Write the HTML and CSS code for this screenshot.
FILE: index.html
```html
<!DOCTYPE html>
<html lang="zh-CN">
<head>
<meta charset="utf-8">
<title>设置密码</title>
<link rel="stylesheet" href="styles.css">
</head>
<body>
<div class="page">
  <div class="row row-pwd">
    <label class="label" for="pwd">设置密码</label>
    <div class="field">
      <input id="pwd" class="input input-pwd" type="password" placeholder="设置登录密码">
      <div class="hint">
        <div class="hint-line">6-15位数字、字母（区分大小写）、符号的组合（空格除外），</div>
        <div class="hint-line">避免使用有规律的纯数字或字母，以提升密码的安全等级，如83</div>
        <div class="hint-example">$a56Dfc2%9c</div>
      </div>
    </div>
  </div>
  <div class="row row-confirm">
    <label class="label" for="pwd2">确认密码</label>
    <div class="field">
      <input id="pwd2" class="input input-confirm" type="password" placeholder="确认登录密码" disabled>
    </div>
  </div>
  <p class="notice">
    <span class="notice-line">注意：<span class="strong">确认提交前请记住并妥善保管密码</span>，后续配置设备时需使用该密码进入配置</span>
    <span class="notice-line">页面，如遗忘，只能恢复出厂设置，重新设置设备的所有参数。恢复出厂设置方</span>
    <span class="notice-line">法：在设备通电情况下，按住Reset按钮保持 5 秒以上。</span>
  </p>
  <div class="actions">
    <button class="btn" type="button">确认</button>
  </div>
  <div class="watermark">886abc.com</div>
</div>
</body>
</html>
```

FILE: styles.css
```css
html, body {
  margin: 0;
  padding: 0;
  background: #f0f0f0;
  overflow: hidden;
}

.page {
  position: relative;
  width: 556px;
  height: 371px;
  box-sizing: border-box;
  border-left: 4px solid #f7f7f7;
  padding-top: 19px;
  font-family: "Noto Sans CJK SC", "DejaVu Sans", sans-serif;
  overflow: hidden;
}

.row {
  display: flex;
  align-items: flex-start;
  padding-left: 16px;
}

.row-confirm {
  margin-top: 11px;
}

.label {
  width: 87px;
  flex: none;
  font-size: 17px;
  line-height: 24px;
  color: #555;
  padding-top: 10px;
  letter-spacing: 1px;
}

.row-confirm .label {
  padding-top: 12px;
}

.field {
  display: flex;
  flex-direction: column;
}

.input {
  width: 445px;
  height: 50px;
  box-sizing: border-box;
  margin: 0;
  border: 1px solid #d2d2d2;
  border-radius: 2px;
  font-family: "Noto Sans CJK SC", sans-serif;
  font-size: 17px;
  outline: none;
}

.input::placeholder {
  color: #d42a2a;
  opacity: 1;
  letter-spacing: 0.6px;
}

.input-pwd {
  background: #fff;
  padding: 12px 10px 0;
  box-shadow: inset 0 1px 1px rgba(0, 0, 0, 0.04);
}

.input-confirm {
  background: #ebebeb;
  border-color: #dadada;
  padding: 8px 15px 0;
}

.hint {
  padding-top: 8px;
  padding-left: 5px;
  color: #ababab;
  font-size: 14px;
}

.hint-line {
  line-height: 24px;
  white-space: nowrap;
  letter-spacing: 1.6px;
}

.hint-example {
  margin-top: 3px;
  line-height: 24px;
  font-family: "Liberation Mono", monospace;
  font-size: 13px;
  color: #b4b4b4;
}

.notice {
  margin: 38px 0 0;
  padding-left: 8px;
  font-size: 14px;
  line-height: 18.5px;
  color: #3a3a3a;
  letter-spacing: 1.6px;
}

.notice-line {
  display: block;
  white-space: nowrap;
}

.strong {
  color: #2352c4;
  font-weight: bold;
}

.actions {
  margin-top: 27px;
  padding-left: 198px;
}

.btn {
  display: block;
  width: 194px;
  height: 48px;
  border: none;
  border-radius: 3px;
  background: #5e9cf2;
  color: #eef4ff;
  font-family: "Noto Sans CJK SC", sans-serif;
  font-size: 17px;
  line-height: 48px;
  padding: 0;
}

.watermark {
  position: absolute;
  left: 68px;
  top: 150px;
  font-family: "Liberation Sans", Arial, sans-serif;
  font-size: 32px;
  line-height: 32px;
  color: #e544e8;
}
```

# # # # # # #

Given request >> Reproduce the whole listing word for word.

Task response >>
Write the HTML and CSS code for this screenshot.
FILE: index.html
```html
<!DOCTYPE html>
<html lang="zh-CN">
<head>
<meta charset="utf-8">
<title>设置密码</title>
<link rel="stylesheet" href="styles.css">
</head>
<body>
<div class="page">
  <div class="row row-pwd">
    <label class="label" for="pwd">设置密码</label>
    <div class="field">
      <input id="pwd" class="input input-pwd" type="password" placeholder="设置登录密码">
      <div class="hint">
        <div class="hint-line">6-15位数字、字母（区分大小写）、符号的组合（空格除外），</div>
        <div class="hint-line">避免使用有规律的纯数字或字母，以提升密码的安全等级，如83</div>
        <div class="hint-example">$a56Dfc2%9c</div>
      </div>
    </div>
  </div>
  <div class="row row-confirm">
    <label class="label" for="pwd2">确认密码</label>
    <div class="field">
      <input id="pwd2" class="input input-confirm" type="password" placeholder="确认登录密码" disabled>
    </div>
  </div>
  <p class="notice">
    <span class="notice-line">注意：<span class="strong">确认提交前请记住并妥善保管密码</span>，后续配置设备时需使用该密码进入配置</span>
    <span class="notice-line">页面，如遗忘，只能恢复出厂设置，重新设置设备的所有参数。恢复出厂设置方</span>
    <span class="notice-line">法：在设备通电情况下，按住Reset按钮保持 5 秒以上。</span>
  </p>
  <div class="actions">
    <button class="btn" type="button">确认</button>
  </div>
  <div class="watermark">886abc.com</div>
</div>
</body>
</html>
```

FILE: styles.css
```css
html, body {
  margin: 0;
  padding: 0;
  background: #f0f0f0;
  overflow: hidden;
}

.page {
  position: relative;
  width: 556px;
  height: 371px;
  box-sizing: border-box;
  border-left: 4px solid #f7f7f7;
  padding-top: 19px;
  font-family: "Noto Sans CJK SC", "DejaVu Sans", sans-serif;
  overflow: hidden;
}

.row {
  display: flex;
  align-items: flex-start;
  padding-left: 16px;
}

.row-confirm {
  margin-top: 11px;
}

.label {
  width: 87px;
  flex: none;
  font-size: 17px;
  line-height: 24px;
  color: #555;
  padding-top: 10px;
  letter-spacing: 1px;
}

.row-confirm .label {
  padding-top: 12px;
}

.field {
  display: flex;
  flex-direction: column;
}

.input {
  width: 445px;
  height: 50px;
  box-sizing: border-box;
  margin: 0;
  border: 1px solid #d2d2d2;
  border-radius: 2px;
  font-family: "Noto Sans CJK SC", sans-serif;
  font-size: 17px;
  outline: none;
}

.input::placeholder {
  color: #d42a2a;
  opacity: 1;
  letter-spacing: 0.6px;
}

.input-pwd {
  background: #fff;
  padding: 12px 10px 0;
  box-shadow: inset 0 1px 1px rgba(0, 0, 0, 0.04);
}

.input-confirm {
  background: #ebebeb;
  border-color: #dadada;
  padding: 8px 15px 0;
}

.hint {
  padding-top: 8px;
  padding-left: 5px;
  color: #ababab;
  font-size: 14px;
}

.hint-line {
  line-height: 24px;
  white-space: nowrap;
  letter-spacing: 1.6px;
}

.hint-example {
  margin-top: 3px;
  line-height: 24px;
  font-family: "Liberation Mono", monospace;
  font-size: 13px;
  color: #b4b4b4;
}

.notice {
  margin: 38px 0 0;
  padding-left: 8px;
  font-size: 14px;
  line-height: 18.5px;
  color: #3a3a3a;
  letter-spacing: 1.6px;
}

.notice-line {
  display: block;
  white-space: nowrap;
}

.strong {
  color: #2352c4;
  font-weight: bold;
}

.actions {
  margin-top: 27px;
  padding-left: 198px;
}

.btn {
  display: block;
  width: 194px;
  height: 48px;
  border: none;
  border-radius: 3px;
  background: #5e9cf2;
  color: #eef4ff;
  font-family: "Noto Sans CJK SC", sans-serif;
  font-size: 17px;
  line-height: 48px;
  padding: 0;
}

.watermark {
  position: absolute;
  left: 68px;
  top: 150px;
  font-family: "Liberation Sans", Arial, sans-serif;
  font-size: 32px;
  line-height: 32px;
  color: #e544e8;
}
```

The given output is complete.